Hundertwasser wurde deshalb aufgenommen, weil er unter den Massen sehr bekannt und auch bei vielen beliebt ist. Er schrieb selbst zur Architektur: »Eigentlich kann jeder im Industriegelände bauen, wie er will, ohne irgendwelche Mindestanforderungen an Ästhetik, Menschenwürde und naturgerechtes Bauen. Sogar die Vorschriften, die es in der Stadt gibt, wie Stadtbilderhaltung und Rücksichtnahme auf die Umgebung, gibt es im Industriegebäude nicht.

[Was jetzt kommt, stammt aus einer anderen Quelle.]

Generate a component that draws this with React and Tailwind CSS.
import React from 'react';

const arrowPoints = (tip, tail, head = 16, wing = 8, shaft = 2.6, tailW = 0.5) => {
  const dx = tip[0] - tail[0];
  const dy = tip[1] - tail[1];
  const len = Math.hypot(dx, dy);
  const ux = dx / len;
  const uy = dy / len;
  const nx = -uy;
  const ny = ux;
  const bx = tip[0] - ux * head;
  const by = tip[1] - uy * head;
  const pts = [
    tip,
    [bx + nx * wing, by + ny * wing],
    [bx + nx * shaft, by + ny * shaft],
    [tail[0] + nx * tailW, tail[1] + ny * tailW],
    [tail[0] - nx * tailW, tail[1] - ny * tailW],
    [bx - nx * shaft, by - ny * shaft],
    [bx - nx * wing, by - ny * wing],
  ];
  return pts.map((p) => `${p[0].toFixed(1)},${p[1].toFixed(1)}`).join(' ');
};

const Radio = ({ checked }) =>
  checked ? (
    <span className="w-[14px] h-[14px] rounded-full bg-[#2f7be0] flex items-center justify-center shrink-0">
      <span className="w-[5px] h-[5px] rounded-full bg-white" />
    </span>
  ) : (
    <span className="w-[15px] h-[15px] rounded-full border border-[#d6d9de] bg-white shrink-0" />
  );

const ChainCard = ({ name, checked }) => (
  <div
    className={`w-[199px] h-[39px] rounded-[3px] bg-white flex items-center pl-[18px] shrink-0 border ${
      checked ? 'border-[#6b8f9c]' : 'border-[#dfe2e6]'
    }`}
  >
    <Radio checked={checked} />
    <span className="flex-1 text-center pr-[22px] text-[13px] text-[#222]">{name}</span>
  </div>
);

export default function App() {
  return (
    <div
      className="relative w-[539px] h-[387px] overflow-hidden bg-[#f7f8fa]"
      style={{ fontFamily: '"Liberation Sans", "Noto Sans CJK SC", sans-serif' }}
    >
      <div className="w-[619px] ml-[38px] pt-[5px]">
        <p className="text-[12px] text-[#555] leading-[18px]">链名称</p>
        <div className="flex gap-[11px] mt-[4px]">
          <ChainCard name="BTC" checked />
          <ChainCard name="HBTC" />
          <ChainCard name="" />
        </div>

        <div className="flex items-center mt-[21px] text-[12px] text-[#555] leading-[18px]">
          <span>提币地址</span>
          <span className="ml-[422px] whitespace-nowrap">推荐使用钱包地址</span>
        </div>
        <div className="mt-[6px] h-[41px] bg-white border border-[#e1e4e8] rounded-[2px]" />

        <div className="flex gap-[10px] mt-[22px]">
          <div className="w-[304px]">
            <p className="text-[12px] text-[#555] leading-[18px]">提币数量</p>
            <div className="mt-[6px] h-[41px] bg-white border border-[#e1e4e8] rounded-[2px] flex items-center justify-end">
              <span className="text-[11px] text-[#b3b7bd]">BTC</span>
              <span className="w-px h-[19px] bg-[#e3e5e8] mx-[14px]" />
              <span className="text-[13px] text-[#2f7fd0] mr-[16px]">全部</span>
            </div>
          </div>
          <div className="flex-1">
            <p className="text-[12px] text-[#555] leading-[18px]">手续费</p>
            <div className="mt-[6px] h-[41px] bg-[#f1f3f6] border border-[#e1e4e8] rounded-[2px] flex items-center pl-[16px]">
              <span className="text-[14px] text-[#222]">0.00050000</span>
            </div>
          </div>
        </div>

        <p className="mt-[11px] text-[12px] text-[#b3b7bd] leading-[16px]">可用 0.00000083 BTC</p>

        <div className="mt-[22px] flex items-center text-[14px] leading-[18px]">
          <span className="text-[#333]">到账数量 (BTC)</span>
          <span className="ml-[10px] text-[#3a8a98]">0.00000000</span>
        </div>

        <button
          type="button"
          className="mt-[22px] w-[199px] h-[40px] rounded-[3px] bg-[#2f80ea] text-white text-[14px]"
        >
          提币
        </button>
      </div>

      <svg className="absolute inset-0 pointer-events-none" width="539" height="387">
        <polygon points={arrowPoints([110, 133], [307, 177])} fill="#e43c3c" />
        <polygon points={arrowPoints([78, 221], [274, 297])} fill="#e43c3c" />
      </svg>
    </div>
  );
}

… Im Industriebau wurde sehr gesündigt. Mehr gesündigt als in den Städten, an Menschen, die in den sterilen menschenunwürdigen Industriebauten mehr Zeit verbringen als zu Hause.«
Daraus spricht die im Buch genannte Naturverbundenheit und Bezogenheit auf die Massen. Neben der Müllverbrennungsanlage gestaltete er u.a. auch ein einfaches Mehrfamilienhaus in Wien, eine öffentliche Toilette in Neuseeland. Er war selbst ein sehr idealistisch geprägter aber aktiver Umweltschützer. Er gestaltete Poster u.a. für die Rettung der Meere, für den Schutz des Regenwaldes und gegen die Kernenergie, die in hohen Auflagen gedruckt wurden und deren Verkaufserlöse an Umweltinitiativen und Umweltorganisationen gespendet wurden. Er hatte zunächst prinzipielle Widersprüche zur Gestaltung der Müllverbrennungsanlage in Wien. Erst als ihm versichert wurde, dass es nicht möglich sei, allen Müll Wiens zu vermeiden oder zu recyclen, modernste Filtertechnik zur Luftreinhaltung eingebaut wird und damit 60.000 Wohnungen mit Fernwärme versorgt werden können, erklärte er sich dazu bereit. Das ist natürlich trotzdem kritikwürdig, aber du stellst das dar, als hätte er sich willentlich an Greenwashing beteiligt. Warum du Humustoiletten so per se als unsinnig abtust ist unverständlich. Gerade in Regionen ohne Kanalisation ist das eine oft verwandte Technik.
Das er sich für eine konstitutionelle Monarchie einsetzte war mir tatsächlich nicht bekannt. Aber der Bezugspunkt an der Stelle im Buch ist die Umweltfrage und die Massenverbundenheit.
Deine Beurteilung bezieht sich sehr einseitig nur auf die kritikwürdigen Fragen, ... Im Buch geht es ja aber eben darum, der bürgerlichen Kultur auch das Fortschrittliche abzuringen im Kampf gegen kleinbürgerlich-sektiererische Kritiken.